### EXERCISE
Lift every line from the entries that includes the word "screenshot".

### STORED ROWS
━━━━━━━━━━━━━━━━

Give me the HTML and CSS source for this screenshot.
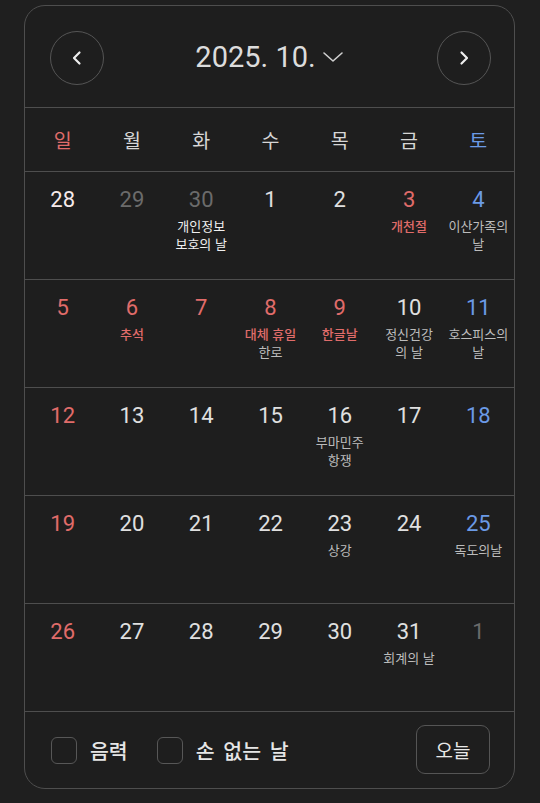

━━━━━━━━━━━━━━━━

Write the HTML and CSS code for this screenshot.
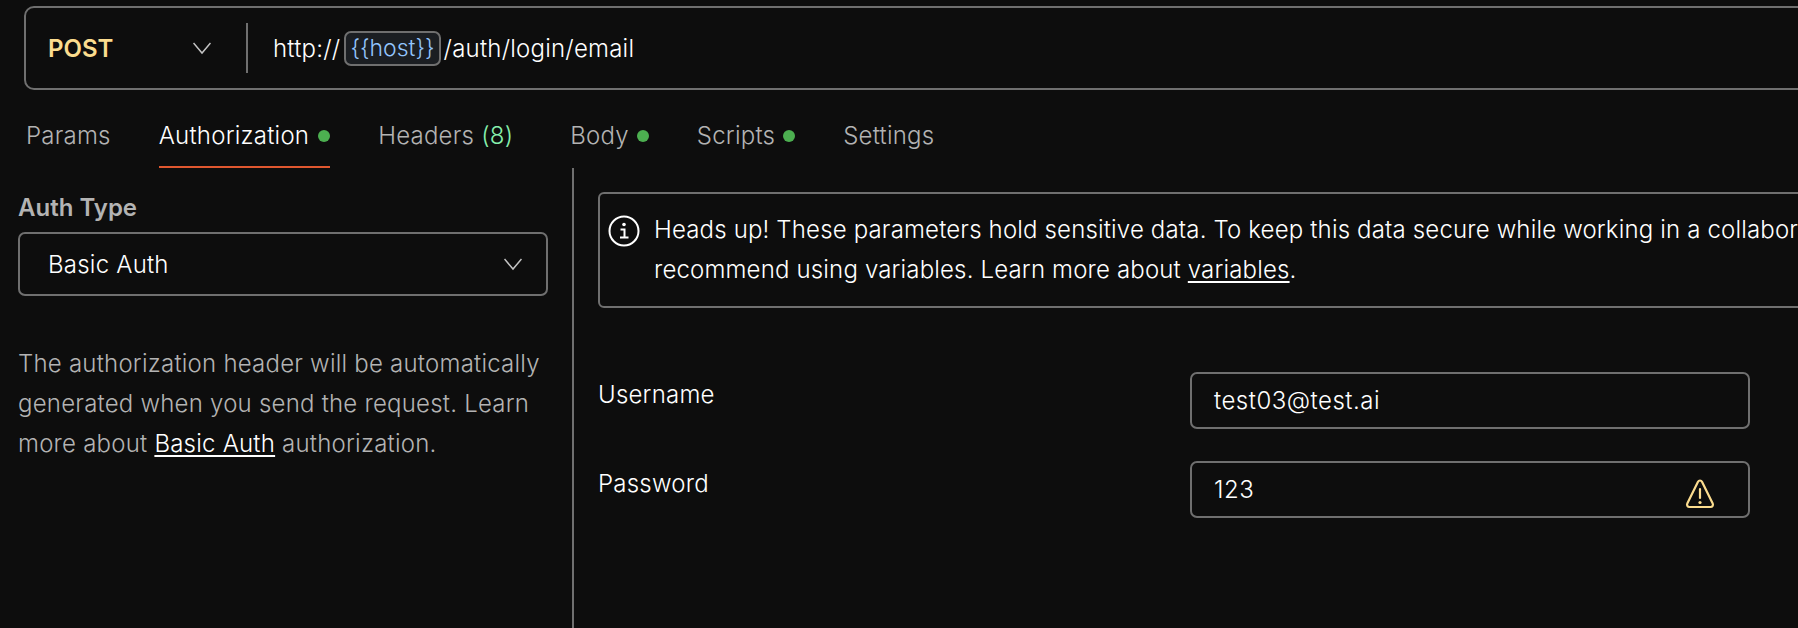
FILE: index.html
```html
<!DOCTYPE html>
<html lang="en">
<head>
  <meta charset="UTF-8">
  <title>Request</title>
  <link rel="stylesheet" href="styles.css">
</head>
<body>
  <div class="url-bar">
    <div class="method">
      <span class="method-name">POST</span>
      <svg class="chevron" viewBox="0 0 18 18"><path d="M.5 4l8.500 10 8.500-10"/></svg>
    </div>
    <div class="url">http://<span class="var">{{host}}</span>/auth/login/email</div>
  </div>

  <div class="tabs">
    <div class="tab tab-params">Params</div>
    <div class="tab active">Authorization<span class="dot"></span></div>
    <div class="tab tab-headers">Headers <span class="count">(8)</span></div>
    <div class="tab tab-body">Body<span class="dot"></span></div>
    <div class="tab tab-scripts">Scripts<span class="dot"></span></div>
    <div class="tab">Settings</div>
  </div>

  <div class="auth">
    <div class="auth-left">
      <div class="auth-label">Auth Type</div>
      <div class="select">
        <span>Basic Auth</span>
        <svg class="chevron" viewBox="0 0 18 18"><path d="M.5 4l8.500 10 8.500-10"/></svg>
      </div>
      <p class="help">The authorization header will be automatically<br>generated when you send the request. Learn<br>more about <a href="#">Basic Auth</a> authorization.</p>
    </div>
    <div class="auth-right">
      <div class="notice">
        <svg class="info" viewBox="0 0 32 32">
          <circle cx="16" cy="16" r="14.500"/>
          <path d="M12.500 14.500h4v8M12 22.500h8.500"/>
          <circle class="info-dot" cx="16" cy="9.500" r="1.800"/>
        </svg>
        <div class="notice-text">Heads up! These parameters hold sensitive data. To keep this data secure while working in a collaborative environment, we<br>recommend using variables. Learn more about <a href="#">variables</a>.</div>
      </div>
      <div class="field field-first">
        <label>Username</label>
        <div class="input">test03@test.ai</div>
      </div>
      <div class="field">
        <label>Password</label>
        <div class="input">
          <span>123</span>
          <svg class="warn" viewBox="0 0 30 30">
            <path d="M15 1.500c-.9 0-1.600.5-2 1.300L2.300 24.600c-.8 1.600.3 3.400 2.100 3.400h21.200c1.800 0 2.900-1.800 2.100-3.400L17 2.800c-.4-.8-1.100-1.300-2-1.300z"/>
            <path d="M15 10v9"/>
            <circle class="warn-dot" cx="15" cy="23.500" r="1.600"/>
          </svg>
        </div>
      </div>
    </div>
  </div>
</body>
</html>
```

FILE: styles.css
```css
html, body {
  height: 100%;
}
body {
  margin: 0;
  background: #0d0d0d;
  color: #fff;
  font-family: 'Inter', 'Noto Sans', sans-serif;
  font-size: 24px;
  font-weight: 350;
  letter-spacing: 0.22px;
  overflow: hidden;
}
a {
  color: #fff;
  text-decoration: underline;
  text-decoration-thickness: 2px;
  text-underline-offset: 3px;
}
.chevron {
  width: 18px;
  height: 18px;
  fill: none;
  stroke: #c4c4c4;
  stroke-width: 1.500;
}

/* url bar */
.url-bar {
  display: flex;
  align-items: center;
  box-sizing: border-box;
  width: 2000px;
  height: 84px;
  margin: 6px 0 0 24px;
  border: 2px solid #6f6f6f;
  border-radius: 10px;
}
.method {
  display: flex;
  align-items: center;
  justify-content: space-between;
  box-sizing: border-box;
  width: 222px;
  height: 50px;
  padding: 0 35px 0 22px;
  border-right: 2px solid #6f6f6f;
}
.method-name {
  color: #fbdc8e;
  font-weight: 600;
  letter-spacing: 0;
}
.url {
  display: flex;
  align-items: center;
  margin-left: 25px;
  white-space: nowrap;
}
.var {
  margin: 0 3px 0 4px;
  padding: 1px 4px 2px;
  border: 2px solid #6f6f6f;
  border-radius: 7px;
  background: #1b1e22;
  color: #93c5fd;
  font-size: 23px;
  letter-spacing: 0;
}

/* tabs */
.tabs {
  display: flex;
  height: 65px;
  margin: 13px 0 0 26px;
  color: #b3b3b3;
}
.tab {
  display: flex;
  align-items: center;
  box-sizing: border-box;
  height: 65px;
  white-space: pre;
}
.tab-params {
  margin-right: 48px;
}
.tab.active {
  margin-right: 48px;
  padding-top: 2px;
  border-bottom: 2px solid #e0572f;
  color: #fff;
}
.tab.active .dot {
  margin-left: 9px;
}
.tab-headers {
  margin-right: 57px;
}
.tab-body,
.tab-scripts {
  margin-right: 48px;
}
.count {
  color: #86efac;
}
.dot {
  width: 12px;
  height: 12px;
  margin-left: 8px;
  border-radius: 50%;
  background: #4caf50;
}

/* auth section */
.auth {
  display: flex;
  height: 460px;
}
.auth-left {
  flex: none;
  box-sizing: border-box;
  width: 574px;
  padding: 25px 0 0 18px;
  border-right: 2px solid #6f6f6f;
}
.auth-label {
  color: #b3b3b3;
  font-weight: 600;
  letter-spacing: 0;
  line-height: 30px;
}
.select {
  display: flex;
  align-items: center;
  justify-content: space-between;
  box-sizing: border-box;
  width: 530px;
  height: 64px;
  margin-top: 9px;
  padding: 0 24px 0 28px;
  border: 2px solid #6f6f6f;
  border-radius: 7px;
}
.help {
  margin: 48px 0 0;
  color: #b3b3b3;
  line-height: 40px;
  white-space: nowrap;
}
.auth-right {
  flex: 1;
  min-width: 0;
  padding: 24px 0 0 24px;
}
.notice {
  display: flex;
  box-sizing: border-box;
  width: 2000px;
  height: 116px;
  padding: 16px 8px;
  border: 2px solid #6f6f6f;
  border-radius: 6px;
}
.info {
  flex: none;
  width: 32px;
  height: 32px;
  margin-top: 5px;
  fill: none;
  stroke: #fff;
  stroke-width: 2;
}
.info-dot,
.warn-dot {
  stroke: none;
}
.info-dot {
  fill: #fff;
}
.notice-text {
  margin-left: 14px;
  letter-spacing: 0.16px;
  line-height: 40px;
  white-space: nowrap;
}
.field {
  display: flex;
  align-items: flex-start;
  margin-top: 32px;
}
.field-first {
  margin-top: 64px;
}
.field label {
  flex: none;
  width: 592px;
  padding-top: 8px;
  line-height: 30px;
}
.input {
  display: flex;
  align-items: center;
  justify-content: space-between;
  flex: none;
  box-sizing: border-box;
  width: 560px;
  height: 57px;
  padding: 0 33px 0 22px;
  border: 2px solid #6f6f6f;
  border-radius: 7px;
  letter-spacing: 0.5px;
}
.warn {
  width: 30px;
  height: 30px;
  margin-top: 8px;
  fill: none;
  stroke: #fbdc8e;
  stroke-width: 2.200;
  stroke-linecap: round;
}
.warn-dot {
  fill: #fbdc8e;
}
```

━━━━━━━━━━━━━━━━

### EXERCISE RESPONSE
Give me the HTML and CSS source for this screenshot.
Write the HTML and CSS code for this screenshot.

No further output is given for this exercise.